DATA EXTRACT:

- - -

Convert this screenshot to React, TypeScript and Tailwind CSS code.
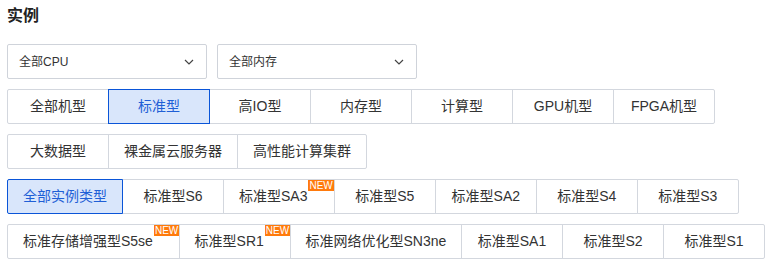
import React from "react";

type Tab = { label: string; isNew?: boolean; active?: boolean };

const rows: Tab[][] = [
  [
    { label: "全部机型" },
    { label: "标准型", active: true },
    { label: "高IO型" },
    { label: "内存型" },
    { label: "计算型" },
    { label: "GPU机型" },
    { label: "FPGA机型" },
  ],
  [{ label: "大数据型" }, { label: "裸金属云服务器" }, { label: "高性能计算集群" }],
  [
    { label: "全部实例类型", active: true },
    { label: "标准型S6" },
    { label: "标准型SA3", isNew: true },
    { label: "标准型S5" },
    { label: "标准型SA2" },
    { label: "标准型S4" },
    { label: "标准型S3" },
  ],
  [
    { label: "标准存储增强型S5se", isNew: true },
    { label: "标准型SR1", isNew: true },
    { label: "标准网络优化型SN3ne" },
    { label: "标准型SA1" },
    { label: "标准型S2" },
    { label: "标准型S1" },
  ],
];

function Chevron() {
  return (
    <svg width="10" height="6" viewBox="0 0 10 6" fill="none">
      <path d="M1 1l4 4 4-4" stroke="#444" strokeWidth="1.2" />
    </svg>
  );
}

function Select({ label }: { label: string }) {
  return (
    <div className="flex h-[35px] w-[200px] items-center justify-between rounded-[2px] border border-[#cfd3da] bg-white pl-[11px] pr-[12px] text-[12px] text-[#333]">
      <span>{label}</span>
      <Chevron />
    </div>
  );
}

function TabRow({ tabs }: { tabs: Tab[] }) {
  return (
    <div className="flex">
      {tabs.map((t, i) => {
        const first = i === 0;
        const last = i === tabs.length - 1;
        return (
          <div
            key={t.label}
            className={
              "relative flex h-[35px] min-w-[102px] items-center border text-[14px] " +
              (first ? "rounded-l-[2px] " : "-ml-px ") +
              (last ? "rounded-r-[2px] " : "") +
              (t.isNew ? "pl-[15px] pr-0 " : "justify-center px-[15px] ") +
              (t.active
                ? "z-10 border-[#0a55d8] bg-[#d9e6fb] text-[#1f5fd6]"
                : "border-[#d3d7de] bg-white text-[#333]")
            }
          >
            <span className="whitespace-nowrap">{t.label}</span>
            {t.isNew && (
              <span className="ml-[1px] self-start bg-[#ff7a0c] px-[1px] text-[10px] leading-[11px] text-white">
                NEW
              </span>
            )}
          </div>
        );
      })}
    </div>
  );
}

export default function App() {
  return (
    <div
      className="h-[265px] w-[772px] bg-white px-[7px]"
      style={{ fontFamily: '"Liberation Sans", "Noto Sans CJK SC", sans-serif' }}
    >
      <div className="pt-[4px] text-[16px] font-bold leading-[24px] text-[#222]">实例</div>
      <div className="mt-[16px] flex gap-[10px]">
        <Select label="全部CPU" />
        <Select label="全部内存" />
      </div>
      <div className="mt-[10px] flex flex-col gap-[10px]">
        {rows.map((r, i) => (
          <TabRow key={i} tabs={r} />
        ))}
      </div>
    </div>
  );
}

- - -

OBJECTIVE: Repeat only the lines from the beginning of the material through the line containing "string; isNew?: boolean;", both ends kept, leaving pictures out.

RESPONSE BELOW:
Convert this screenshot to React, TypeScript and Tailwind CSS code.
import React from "react";

type Tab = { label: string; isNew?: boolean; active?: boolean };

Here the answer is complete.